– Сэр Стенли, оперируйте при нём. Он ей будет поддержкой, а вам не такой уж и помехой.

– Да как же при нём?! Он же на меня набросится сразу, как только она заскулит!

– Ну, если она будет много скулить, я тоже на вас наброшусь. Делайте всё быстро и максимально безболезненно.

Не будем подробно описывать мучения Пинки, а перейдём сразу к хорошему. Во-первых, операция прошла успешно. Во-вторых, Пинки не было очень больно, и самое главное, что, когда она пришла в себя, она увидела перед собой встревоженную морду Лестрейда, а не чью-то ещё, и поэтому вообще не испугалась.

– Лестрейд, дружище, что со мной? Где я и сколько времени тут пролежала? Если прошло меньше часа, то мы ещё успеем в зоопарк ко льву Конану.

– Мисс Пинки, – засуетился Лестрейд, – мы тут давно, гораздо больше часа.

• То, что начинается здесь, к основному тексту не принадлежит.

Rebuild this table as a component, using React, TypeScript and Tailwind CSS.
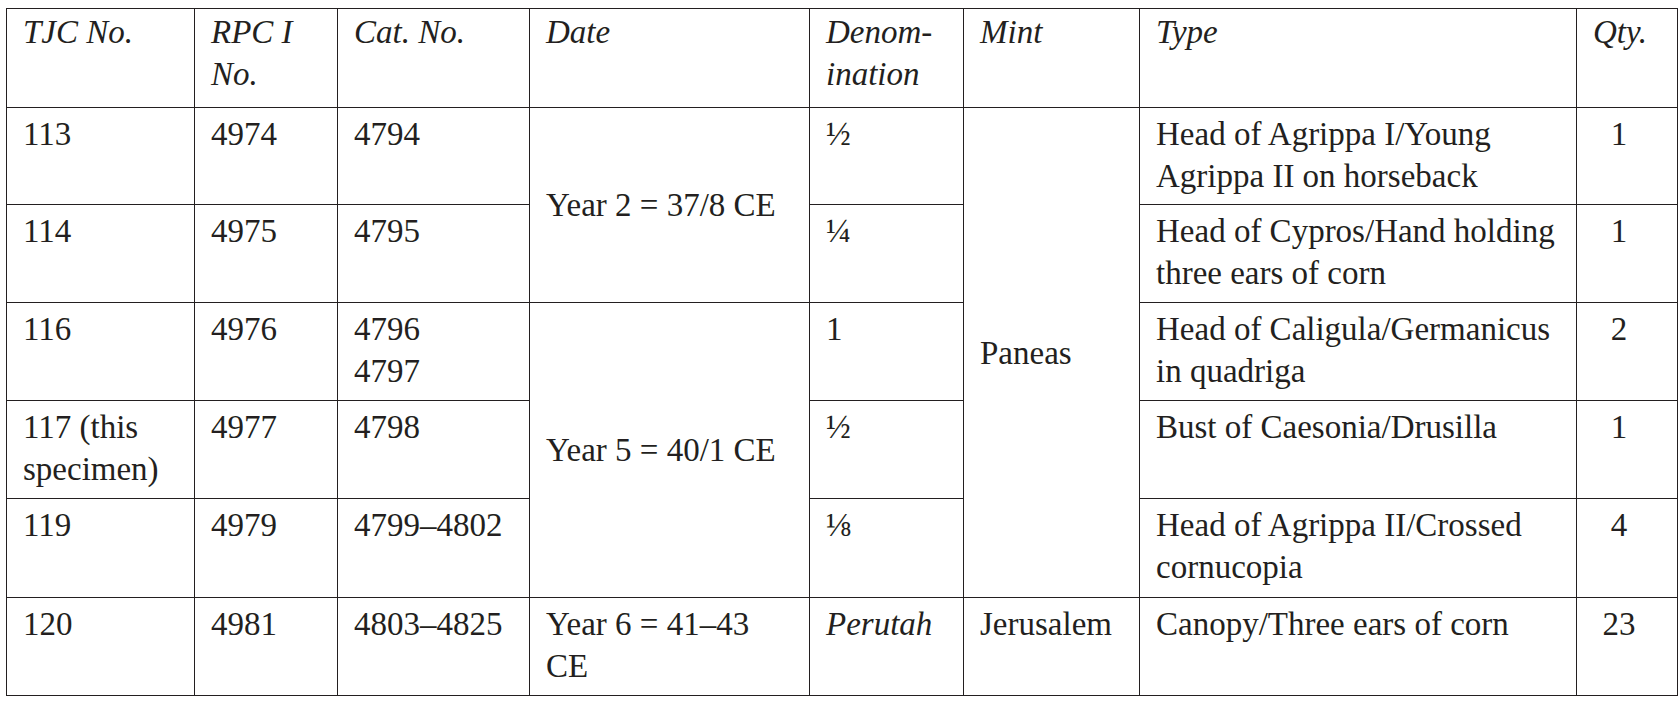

Вы под лошадь попали, но всё обошлось. Вы скоро встанете на лапки, и мы вернёмся домой.

– А сейчас мы где, позвольте спросить?

– А сейчас мы у Большеглазого. Он и его Лекарь, сэр Стенли, вас спасли.

Пинки попыталась подняться, но не смогла. Она опять была перебинтована с головы до лапок и напоминала клубок пропитанных лекарством бинтов. Потому что, кроме разбитой лапки, она была вся покрыта ранками и ссадинами разной степени тяжести и опасности, но по сравнению с лапкой это было уже не столь страшно.

– Да-а, ничего не скажешь, попали же мы в переплёт, мадемуазель! Но вы не волнуйтесь, всё под контролем, и как только вам станет лучше, мы сразу отсюда убежим. А пока вы ни от чего не отказывайтесь. Вас будут лечить и кормить, а я буду с вами с утра и до вечера. Вы под моей защитой, а мне здесь ещё и Большеглазый помогает, – торопливо сообщил Лестрейд.

– Да, потерянного времени не вернёшь, – сказала Пинки. – Ну да делать нечего, придётся лечиться, пока не вылечусь.

Так что долго или коротко лечили Пинки в доме Большеглазого, как говорится, скоро сказка сказывается, да не скоро лечение заканчивается, но в один из ветреных и дождливых дней Пинки сама встала и пошла пройтись по комнате. На лапку было не наступить, пришлось её волочить, в остальном было терпимо, и дышать уже было приятно, а не больно. Лестрейд лежал возле большой стеклянной двери, за которой было видно улицу, и крепко спал. Он и так был очень худеньким, а стал совсем бестелесным.

«Одна шкурка осталась и косточки, – подумала Пинки. – Чтобы так похудеть, нужно время. Похоже, мы находимся здесь уже давно. Надо отсюда выбираться. Сейчас Лестрейд проснётся, и мы это обсудим».

Сеттер как почувствовал мысли подруги, сразу открыл глаза и вскочил на лапы.

– Мадемуазель Пинки, вам лучше?! Как я рад! Вы уже ходите! Вы героическая собака! Я вами восхищаюсь!

– Ах, оставьте, можете не продолжать! Лучше расскажите, как мы здесь очутились?

Выслушав рассказ Лестрейда, Пинки легла на пол прямо там, где стояла, и закрыла глаза. Перед её мысленным взором летели смутные картины произошедших событий, одна страшнее другой.

– Так вот оно что! Я чуть было не погибла! – сказала она вслух.

– Да! Именно так! Но мы с Большеглазым вас спасли. Тут есть замечательный Лекарь, и он вас вернул с того света! У них самые лучшие лекарства. И вообще, Большеглазый очень хороший хозяин.

– Чей хозяин?!

– Ну, пока ничей, но очень хочет стать вашим хозяином, это уж я чувствую!

– Мало ли что он хочет! Вы же знаете, как я к этому рабству отношусь. Это для меня неприемлемо, хоть бы он был золотой!

И в это время открылась дверь и в комнату, сверкая эполетами, золотыми пуговицами, галунами и орденами, вошёл Большеглазый. На мундире было так много золотой тесьмы, что только кое-где проступала тёмная ткань.